── Recorded data ──

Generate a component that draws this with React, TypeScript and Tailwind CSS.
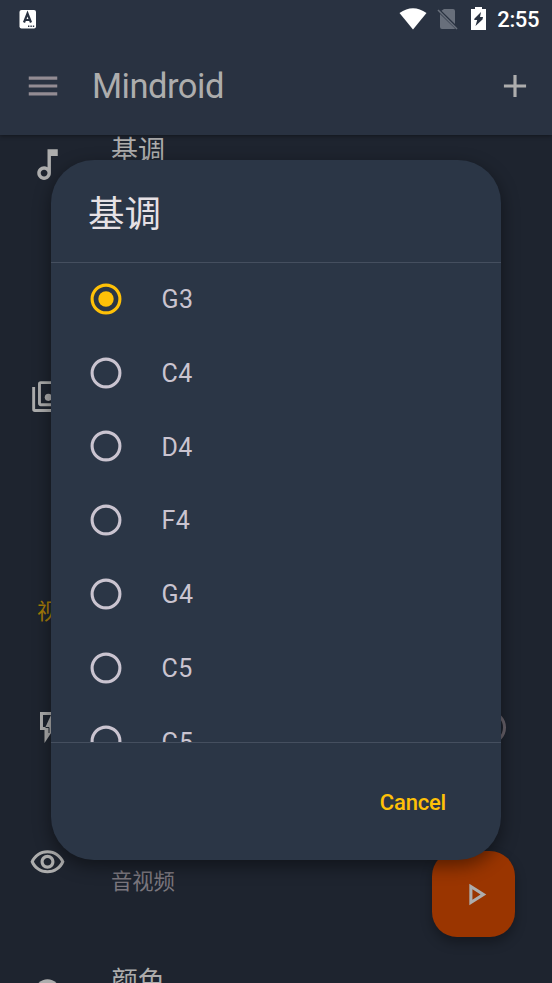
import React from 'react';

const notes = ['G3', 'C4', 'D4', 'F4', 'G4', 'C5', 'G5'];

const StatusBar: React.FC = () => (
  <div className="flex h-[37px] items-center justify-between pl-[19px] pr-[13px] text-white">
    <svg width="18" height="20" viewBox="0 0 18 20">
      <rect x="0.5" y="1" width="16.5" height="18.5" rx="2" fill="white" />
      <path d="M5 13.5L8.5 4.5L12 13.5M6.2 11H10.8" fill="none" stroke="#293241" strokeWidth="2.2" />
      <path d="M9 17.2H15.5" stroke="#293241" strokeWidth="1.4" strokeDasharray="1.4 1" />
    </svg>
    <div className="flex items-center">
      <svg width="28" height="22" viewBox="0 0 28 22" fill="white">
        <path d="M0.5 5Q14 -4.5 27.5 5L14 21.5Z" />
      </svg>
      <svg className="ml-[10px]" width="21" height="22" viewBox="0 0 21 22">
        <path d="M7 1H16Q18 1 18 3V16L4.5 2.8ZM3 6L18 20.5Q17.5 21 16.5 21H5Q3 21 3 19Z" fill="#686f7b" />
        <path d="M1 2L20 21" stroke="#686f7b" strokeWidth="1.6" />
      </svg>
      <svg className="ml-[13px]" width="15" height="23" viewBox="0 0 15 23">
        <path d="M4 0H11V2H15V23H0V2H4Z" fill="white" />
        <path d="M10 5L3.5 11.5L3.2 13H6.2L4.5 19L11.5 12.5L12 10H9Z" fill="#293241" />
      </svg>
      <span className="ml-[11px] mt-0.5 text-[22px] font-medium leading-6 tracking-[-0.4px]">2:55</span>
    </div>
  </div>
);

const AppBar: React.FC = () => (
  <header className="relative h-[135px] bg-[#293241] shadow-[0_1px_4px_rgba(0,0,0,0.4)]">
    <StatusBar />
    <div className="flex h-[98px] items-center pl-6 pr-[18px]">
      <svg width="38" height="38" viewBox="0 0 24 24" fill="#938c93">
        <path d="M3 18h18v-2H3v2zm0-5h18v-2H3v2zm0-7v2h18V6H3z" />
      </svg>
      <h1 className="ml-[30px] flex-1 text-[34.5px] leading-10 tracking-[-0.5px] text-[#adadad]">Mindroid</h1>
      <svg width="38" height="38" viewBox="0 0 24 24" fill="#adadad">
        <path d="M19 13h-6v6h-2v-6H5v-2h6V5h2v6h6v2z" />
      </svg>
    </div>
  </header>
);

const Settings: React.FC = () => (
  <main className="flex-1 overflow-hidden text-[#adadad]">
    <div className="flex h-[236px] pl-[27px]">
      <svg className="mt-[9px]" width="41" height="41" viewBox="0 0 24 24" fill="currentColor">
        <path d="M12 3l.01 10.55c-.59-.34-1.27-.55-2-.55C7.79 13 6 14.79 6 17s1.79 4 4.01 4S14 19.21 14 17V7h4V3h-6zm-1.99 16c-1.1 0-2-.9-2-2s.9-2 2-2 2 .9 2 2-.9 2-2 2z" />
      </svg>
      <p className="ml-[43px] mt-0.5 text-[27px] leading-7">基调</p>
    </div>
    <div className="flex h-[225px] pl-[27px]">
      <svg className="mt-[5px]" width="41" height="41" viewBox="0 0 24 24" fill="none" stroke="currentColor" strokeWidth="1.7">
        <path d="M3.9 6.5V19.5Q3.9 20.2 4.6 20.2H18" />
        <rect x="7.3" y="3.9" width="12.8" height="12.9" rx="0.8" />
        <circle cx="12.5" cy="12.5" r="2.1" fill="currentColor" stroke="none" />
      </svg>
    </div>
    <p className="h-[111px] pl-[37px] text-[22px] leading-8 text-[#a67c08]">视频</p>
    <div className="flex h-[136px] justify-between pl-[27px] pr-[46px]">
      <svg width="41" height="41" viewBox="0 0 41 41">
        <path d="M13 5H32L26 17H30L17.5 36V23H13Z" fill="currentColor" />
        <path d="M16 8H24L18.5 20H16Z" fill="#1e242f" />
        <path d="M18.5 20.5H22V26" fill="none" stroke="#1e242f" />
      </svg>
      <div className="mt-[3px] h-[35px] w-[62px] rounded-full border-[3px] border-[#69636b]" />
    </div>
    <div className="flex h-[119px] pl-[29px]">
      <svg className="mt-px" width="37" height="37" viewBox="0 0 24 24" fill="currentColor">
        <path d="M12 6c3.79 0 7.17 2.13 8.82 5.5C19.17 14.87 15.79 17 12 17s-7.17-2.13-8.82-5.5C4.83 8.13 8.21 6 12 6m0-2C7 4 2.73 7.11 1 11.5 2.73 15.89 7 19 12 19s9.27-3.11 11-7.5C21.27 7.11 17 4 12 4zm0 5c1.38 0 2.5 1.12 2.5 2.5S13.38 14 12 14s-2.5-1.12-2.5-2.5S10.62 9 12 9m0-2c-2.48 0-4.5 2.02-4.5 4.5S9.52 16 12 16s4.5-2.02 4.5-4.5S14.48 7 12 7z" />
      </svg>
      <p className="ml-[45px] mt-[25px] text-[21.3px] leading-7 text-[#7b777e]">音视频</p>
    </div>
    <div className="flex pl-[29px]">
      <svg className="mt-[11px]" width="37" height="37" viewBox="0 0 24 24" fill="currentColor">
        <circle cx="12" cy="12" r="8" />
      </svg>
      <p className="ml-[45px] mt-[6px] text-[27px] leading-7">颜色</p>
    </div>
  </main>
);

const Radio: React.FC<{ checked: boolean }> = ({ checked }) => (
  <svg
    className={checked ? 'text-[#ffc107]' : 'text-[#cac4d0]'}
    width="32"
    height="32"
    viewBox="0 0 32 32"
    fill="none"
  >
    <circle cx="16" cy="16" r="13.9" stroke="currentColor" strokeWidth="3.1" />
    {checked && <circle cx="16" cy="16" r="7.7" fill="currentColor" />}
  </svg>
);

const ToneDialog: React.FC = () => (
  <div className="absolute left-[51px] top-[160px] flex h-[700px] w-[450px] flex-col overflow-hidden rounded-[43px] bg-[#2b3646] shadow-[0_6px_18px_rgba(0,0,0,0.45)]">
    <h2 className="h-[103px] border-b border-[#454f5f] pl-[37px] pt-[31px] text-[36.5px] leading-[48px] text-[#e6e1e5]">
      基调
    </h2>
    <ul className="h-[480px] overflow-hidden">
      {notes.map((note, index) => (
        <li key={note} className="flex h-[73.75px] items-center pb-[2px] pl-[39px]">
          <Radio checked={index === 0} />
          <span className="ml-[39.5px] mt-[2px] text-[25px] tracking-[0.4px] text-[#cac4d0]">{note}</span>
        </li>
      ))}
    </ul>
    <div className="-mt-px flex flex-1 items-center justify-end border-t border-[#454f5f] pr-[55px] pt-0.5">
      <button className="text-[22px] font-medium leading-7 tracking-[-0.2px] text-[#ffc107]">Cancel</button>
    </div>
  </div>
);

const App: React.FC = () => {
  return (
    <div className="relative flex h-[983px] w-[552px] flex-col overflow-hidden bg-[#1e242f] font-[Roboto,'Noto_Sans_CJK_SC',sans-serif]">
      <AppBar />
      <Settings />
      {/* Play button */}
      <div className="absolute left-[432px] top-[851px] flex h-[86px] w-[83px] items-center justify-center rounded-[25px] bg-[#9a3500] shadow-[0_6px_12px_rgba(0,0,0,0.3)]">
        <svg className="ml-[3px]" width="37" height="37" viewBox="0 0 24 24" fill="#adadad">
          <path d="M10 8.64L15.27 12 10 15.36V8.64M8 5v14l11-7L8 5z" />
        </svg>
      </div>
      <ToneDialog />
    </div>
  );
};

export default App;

───

Requirements: Write down every line from the opening of the listing to the line with "const notes = ['G3', 'C4', 'D4', 'F4', 'G4', 'C5', 'G5'];", both included, and nothing else; the pictures are omitted.

Solution for this task:
Generate a component that draws this with React, TypeScript and Tailwind CSS.
import React from 'react';

const notes = ['G3', 'C4', 'D4', 'F4', 'G4', 'C5', 'G5'];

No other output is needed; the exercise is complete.